Vitamin D Levels Tied to Breast Cancer Survival

Lawndale News Chicago's Bilingual Newspaper - Health

For women diagnosed with breast cancer, high vitamin D levels in the blood may be tied to better odds of surviving and having tumors with less deadly characteristics, suggests a new study. While the new study supports previous research on vitamin D and breast cancer, it can’t prove that boosting vitamin D levels will improve outcomes for women with breast cancer. “Overall, we found a 30 percent reduction of all-cause mortality associated with vitamin D levels at the time of diagnosis,” said the study’s lead author Song Yao, of the Roswell Park Cancer Institute in Buffalo, New York.
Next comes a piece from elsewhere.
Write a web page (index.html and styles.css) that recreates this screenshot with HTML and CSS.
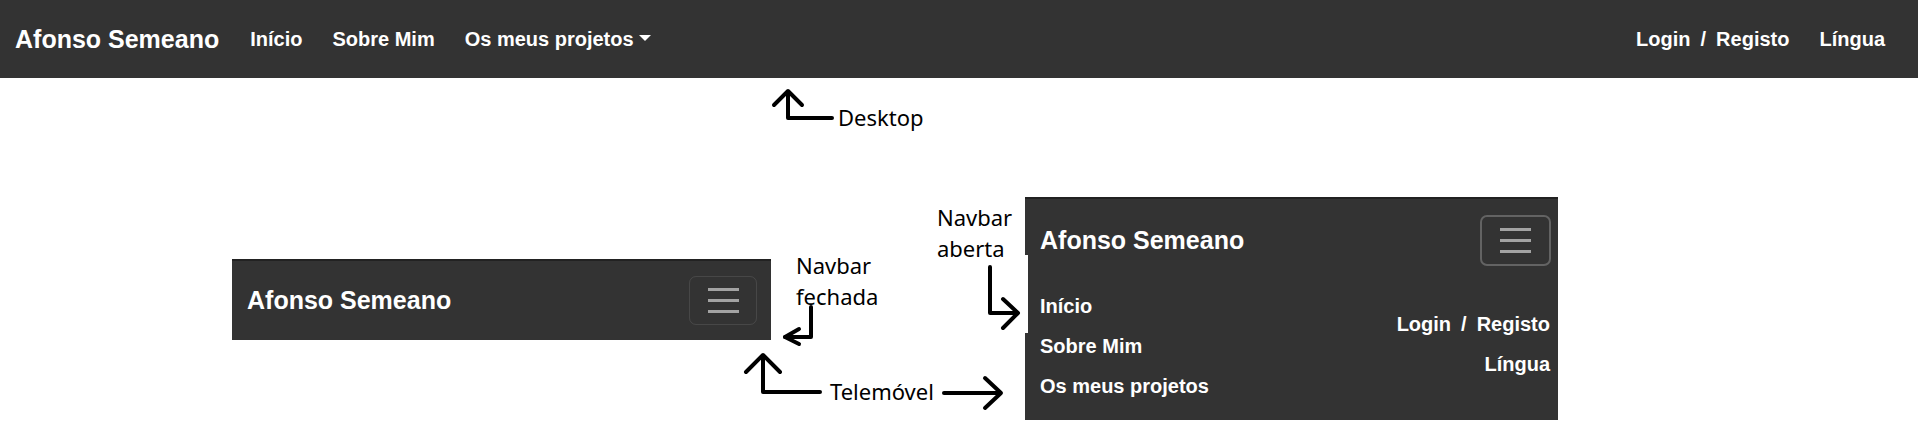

Lawndale News Chicago's Bilingual Newspaper - Health

The researchers used data from an ongoing study of California women started in 2006. Women were usually enrolled within two months of being diagnosed with invasive breast cancer. Participants’ average age was about 59. They were evaluated when they entered the study and periodically afterward. The women were split into three roughly equally-sized groups, with about 520 participants each, based on their blood levels of a marker for vitamin D. The researchers found low levels among women with more advanced cancers. The lowest levels were in women who had not yet entered menopause and were diagnosed with triple-negative cancer, which tends to have worse outcomes than other types of breast cancers. Over an average of seven years of follow-up, about 100 women with the lowest vitamin D levels died, compared to 76 women with the highest level of vitamin D. Women with the highest vitamin D levels were 28 percent less likely to die of any cause during the study than women with the lowest vitamin D levels, after accounting for tumor characteristics and other factors, the researchers report in JAMA Oncology. People should get 600 international units (IU) of vitamin D each day from ages 1 through 70, according to the Institute of Medicine. Older people should get 800 IU of the vitamin each day.